- Interactive map of Medikonduru mandal
- Medikonduru mandal Location in Andhra Pradesh, India
- Country: India
- State: Andhra Pradesh
- District: Guntur
- Headquarters: Medikonduru

Government
- • Body: Mandal Parishad
- • Tahsildar: S.Jaganmohan Rao

Population (2011)
- • Total: 60,144

Languages
- • Official: Telugu
- Time zone: UTC+5:30 (IST)

= Medikonduru mandal =

Medikonduru mandal is one of the 18 mandals in Guntur district of the Indian state of Andhra Pradesh. The mandal is under the administration of Guntur revenue division and the headquarters are located at Medikonduru.

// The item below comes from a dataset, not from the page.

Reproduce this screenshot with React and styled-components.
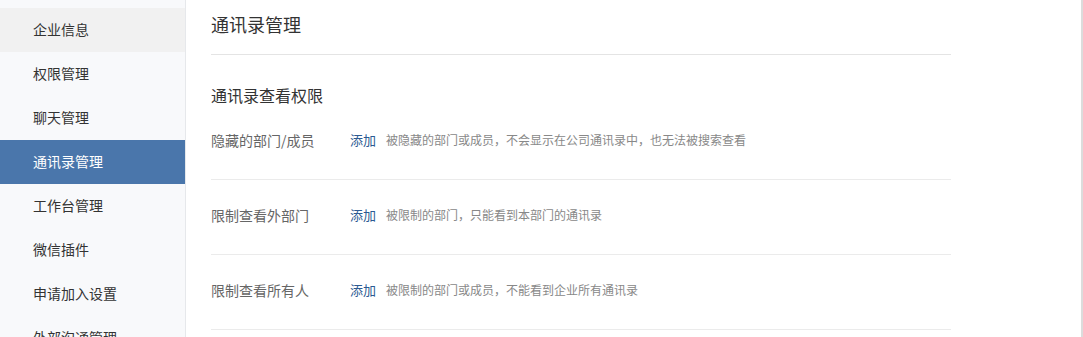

It is located at a distance 20 km from the district headquarters.

== Demographics ==
As of 2011 census, the mandal had a population of 60,144. The total population constitute, 30682 males and 29462 females with a sex ratio of 976 females per 1000 males. 6912 children are in the age group of 0–6 years.

== Towns and villages ==
As of 2011 census, the mandal has 12 villages.
The settlements in the mandal are listed below:

1. Dokiparru
2. Mandapadu
3. Mangalagiripadu
4. Medikonduru
5. Paladugu
6. Perecherla
7. Potlapadu
8. Siripuram
9. Varagani
10. Velavarthipadu
11. Visadala

==Administration==
The mandal is under the control of a tahsildar and the present tahsildar is P. Jaganmohan Rao.
Medikonduru mandal is one of the 5 mandals under Assembly constituency, which in turn represents Tadikona Assembly of Andhra Pradesh.